JSIS B 311
Explores war as a concept in international political economy. Examines interpretations of war as put forth by proponents of the ken theoretical constructs of mercantilism, liberalism, and Marxism. Explores contemporary challenges to the prevailing, dominant theories of war.
Within the scope of this course we shall try to discern the causes of war by exploring them from the point of view of ethology, psychology, anthropology, sociology, geography, philosophy, economics, and history, besides political sciences.
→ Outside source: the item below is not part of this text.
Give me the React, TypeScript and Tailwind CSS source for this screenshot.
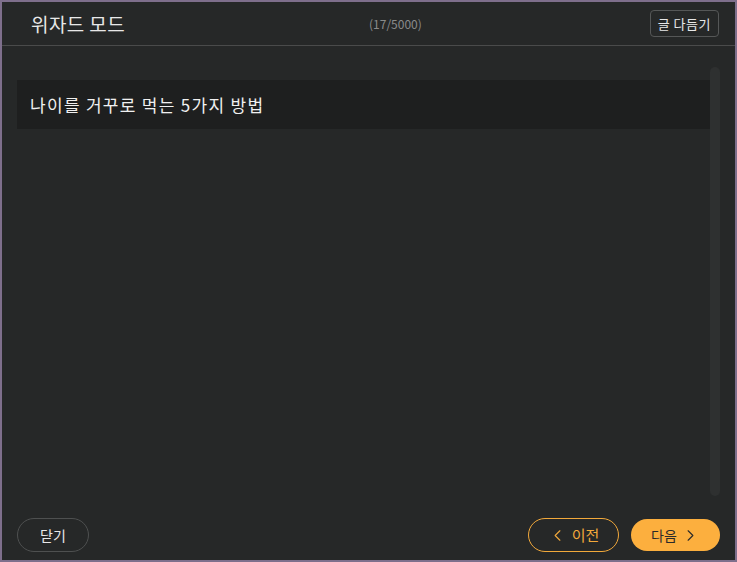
import { ChevronLeft, ChevronRight } from "lucide-react";

const font = { fontFamily: '"Noto Sans CJK KR", "Noto Sans", sans-serif' };

const App = () => {
  return (
    <div
      className="w-[737px] h-[562px] border-2 border-[#7e6f8c] bg-[#262828] flex flex-col text-[#e8e8e8]"
      style={font}
    >
      {/* header */}
      <div className="h-[44px] shrink-0 border-b border-[#4a4b4b] flex items-center pl-[29px] pr-[16px]">
        <div className="w-[338px] text-[19px] tracking-[0.4px] leading-none">위자드 모드</div>
        <div className="text-[12px] text-[#8a8b8b]">(17/5000)</div>
        <div className="flex-1 flex justify-end">
          <button className="h-[27px] px-[7px] rounded-[4px] border border-[#555757] text-[13px] tracking-[0.5px] leading-none">
            글 다듬기
          </button>
        </div>
      </div>

      {/* body */}
      <div className="flex-1 flex pl-[15px] pr-[15px]">
        <div className="flex-1 pt-[34px]">
          <div className="h-[49px] bg-[#1e1f1f] flex items-center pl-[13px] text-[17px] tracking-[1.3px] text-[#f0f0f0]">
            나이를 거꾸로 먹는 5가지 방법
          </div>
        </div>
        <div className="w-[10px] mt-[21px] h-[429px] rounded-full bg-[#2e3030]" />
      </div>

      {/* footer */}
      <div className="h-[42px] shrink-0 flex items-start justify-between pl-[15px] pr-[15px]">
        <button className="h-[34px] w-[72px] rounded-full border border-[#4e5050] text-[14px]">
          닫기
        </button>
        <div className="flex gap-[12px]">
          <button className="h-[34px] w-[91px] rounded-full border border-[#f2a93b] text-[#f2a93b] text-[15px] flex items-center justify-center gap-[5px]">
            <ChevronLeft className="w-[19px] h-[19px]" strokeWidth={1.4} />
            <span>이전</span>
          </button>
          <button className="h-[32px] w-[89px] mt-[1px] rounded-full bg-[#fcaf3e] text-[#2a2a2a] text-[14px] flex items-center justify-center gap-[4px]">
            <span>다음</span>
            <ChevronRight className="w-[19px] h-[19px]" strokeWidth={1.4} />
          </button>
        </div>
      </div>
    </div>
  );
};

export default App;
In the first part of the course, we shall study different theories of war and shall do so at five levels of analysis - the individual level, the small group level, the state level, at the level of interaction between two states, and finally at the international system level. In the second part of the course, we shall explore an eyewitness's views of war. And, in the final part of the course, we shall reexamine the strength of different theories of war and the objectivity of personal accounts of war through the exploration of the root causes of modern war on ten cases: WWI, WWII, the Korean War, the Vietnam War, the War in Bosnia and Kosovo, the Indo-Pakistani Wars, the Arab-Israeli Wars, the Iraq-Iran and Iraq-Kuwait Wars, the War in Afghanistan, and the War on Terror.
Student learning goals
Learn what makes a good theory a good theory
Get acquainted with different theories of war
Familiarize yourself with war experiences of eye witnesses
Test your knowledge of war theories on the examples of ten war conflicts from the 20th and 21st centuries while learning historical facts about each one of them
Practice your analytical and critical thinking skills, as well as the culture of creative dialogue
General method of instruction
Students will be required to attend lectures and to participate in class discussions, as well as to present their papers in class. Lectures will include educational documentary movies related to the main themes of the course. There will be two to three student presentations per each session and students may be asked to advocate opposing views for the sake of practicing the culture of creative dialogue.
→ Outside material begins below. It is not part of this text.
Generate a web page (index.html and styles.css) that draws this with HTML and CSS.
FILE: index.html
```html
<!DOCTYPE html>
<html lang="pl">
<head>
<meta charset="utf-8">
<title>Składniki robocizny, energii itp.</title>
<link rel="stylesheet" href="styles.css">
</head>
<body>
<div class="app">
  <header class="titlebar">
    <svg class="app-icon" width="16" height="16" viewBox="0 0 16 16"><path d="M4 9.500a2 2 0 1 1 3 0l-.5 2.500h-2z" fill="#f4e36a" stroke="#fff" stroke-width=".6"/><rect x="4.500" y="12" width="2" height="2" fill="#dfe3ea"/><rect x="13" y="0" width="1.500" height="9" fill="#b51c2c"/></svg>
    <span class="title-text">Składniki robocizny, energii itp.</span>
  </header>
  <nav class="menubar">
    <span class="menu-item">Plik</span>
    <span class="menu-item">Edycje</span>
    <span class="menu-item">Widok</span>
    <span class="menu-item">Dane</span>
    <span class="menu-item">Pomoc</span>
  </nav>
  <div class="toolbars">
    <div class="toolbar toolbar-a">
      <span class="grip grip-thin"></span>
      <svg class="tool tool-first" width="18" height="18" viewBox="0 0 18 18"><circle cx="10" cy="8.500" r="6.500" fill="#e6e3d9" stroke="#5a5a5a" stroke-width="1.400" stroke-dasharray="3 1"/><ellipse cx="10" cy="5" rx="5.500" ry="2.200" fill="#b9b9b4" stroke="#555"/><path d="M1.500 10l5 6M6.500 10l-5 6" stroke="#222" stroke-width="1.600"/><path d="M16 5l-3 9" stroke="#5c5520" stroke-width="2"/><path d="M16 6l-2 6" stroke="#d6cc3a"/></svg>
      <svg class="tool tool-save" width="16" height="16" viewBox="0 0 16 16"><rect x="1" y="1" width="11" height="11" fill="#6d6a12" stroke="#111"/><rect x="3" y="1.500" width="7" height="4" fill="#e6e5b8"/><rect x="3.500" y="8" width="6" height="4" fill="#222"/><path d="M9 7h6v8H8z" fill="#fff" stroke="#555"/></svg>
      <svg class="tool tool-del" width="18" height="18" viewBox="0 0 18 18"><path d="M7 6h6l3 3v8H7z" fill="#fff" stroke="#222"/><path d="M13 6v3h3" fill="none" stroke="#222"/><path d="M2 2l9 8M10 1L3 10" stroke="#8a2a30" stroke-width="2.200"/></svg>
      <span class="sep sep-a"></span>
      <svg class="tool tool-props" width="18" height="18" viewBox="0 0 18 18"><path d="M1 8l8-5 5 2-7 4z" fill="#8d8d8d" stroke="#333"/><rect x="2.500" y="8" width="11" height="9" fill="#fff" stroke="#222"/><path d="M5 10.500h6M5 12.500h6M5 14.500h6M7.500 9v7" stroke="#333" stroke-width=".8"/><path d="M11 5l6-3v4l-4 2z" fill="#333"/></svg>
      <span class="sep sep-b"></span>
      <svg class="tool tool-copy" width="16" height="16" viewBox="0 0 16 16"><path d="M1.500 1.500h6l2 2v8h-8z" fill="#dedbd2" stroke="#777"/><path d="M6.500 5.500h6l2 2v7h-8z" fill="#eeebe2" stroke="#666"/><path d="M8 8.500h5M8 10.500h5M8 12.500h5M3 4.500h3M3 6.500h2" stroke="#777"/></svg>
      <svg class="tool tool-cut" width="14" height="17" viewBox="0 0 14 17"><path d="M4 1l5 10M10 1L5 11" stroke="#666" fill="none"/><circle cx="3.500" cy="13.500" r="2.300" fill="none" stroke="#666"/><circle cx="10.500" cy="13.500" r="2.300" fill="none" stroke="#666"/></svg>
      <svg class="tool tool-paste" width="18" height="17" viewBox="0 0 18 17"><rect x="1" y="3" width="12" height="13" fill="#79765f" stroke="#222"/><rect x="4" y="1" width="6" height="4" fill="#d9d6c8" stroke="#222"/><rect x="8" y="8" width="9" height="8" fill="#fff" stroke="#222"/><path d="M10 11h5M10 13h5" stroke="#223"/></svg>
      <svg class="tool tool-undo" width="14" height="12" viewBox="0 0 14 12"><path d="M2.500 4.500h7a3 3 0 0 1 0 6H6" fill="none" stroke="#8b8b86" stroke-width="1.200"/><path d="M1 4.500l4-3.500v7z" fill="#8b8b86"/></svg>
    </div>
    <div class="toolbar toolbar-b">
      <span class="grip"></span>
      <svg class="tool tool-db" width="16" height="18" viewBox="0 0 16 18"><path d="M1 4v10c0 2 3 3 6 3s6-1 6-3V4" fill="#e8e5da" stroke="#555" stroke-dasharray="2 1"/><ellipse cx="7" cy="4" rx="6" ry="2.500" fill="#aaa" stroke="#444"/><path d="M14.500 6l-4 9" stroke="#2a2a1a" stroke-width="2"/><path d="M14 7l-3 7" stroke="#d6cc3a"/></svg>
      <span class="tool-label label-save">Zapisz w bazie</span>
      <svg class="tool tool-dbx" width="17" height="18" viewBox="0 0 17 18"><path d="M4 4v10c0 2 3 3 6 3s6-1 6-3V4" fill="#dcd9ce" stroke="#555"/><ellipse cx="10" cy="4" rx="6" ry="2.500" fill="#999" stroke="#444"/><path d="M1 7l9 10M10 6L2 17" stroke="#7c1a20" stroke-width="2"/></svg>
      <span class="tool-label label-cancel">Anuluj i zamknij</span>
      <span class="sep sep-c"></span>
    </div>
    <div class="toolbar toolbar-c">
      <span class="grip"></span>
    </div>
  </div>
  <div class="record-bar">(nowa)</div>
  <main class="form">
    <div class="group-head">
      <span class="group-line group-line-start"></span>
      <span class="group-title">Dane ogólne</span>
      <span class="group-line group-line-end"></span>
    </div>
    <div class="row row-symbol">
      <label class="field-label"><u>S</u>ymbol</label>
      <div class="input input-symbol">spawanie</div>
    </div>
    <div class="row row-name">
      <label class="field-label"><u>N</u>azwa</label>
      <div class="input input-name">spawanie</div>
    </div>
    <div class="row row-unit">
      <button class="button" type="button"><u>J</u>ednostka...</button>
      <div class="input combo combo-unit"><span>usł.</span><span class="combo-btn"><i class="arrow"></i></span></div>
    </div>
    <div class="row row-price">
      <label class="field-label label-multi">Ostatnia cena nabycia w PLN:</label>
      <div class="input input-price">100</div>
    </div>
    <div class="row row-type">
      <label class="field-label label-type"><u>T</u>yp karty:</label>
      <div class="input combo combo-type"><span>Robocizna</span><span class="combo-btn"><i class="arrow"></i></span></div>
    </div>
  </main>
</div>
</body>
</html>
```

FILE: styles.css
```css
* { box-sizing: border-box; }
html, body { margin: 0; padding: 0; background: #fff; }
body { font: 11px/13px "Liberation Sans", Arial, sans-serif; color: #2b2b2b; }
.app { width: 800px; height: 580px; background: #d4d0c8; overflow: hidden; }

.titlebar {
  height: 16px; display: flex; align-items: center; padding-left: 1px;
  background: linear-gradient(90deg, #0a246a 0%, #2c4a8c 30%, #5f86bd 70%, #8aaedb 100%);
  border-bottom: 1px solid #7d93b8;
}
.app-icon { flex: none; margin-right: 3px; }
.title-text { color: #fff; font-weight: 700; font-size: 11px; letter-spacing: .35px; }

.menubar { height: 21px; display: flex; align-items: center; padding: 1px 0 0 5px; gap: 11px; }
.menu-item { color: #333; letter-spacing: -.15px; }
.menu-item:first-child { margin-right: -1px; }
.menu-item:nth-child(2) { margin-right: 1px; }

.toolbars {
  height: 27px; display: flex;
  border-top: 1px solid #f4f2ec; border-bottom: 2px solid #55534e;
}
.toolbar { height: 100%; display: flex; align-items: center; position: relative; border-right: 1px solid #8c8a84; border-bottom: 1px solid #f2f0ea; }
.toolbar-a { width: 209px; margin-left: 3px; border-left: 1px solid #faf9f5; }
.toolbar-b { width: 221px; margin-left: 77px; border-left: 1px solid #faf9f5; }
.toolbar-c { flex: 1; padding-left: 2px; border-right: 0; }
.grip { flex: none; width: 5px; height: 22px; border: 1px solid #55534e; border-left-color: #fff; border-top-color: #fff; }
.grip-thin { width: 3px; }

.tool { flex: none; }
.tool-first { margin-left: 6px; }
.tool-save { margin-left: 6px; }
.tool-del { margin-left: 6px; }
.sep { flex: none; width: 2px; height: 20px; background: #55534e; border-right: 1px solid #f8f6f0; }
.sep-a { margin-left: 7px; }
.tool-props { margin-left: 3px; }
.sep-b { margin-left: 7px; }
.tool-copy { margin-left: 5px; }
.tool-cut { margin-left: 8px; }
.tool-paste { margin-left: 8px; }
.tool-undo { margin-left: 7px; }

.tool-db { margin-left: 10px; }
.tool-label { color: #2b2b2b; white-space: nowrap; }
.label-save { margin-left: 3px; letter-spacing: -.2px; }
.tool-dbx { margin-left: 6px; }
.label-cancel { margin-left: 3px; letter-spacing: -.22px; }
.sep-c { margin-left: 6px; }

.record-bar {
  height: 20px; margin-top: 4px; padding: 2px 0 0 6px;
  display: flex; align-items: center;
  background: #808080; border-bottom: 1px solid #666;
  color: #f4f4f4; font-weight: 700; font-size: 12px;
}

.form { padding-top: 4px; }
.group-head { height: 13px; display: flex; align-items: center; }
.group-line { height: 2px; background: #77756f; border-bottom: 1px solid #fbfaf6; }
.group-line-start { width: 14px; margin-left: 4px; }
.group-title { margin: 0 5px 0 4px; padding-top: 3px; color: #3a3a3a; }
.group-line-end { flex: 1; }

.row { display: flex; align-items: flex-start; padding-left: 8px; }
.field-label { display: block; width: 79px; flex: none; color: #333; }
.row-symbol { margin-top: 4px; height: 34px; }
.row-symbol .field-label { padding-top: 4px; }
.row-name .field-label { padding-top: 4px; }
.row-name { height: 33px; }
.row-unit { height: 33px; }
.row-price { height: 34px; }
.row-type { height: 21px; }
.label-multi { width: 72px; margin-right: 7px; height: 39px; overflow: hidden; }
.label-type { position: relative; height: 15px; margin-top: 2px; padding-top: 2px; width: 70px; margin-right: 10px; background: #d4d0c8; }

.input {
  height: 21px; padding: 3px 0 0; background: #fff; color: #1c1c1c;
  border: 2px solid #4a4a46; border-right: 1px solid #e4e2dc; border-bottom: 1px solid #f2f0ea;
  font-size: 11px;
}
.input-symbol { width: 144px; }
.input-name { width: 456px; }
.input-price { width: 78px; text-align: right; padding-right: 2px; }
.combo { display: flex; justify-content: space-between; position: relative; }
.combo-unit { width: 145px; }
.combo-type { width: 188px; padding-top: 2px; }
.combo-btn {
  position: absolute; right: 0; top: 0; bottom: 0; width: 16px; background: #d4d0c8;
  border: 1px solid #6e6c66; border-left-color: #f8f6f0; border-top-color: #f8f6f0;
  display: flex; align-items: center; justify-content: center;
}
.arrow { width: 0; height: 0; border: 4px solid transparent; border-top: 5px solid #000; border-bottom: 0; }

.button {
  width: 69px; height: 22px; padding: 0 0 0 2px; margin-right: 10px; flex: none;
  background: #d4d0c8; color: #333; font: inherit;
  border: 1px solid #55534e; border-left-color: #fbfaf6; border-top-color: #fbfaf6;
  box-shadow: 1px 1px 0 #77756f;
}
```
This course revolves around class discussions. Therefore, reading the assigned materials in advance is rather a requirement than a recommendation. Hence, regular class attendance and participation in discussions will ensure a complete success in the course.
Class assignments and grading
There will be two formal exams, the midterm and the final. Students will be required to write a paper in which they will examine as many theories of war as possible on one of the ten war conflicts discussed in the final part of the course. Each student will be asked to present her/his paper in class. The papers should be 15 double-spaced pages long in the Times New Roman font, 12 pts font size. Papaers are due on the day of the presentation. For the presentation, student will also need to prepare a slideshow.
Mid term and final exams - 30% of the grade each. Term paper with classroom presentation - 20% of the grade. Classroom attendance - 10% of the grade. Classroom participation - 10% of the grade. The instructor reserves the right to give extra points to students for special effort. Students will be graded on the curve for the two exams. The exams are non-cumulative. Clarity of thoughts expressed in discussions and the paper, reliability of sources used, and creativity and effort will be rewarded with more points. Grades will be assigned following the standard grade scale.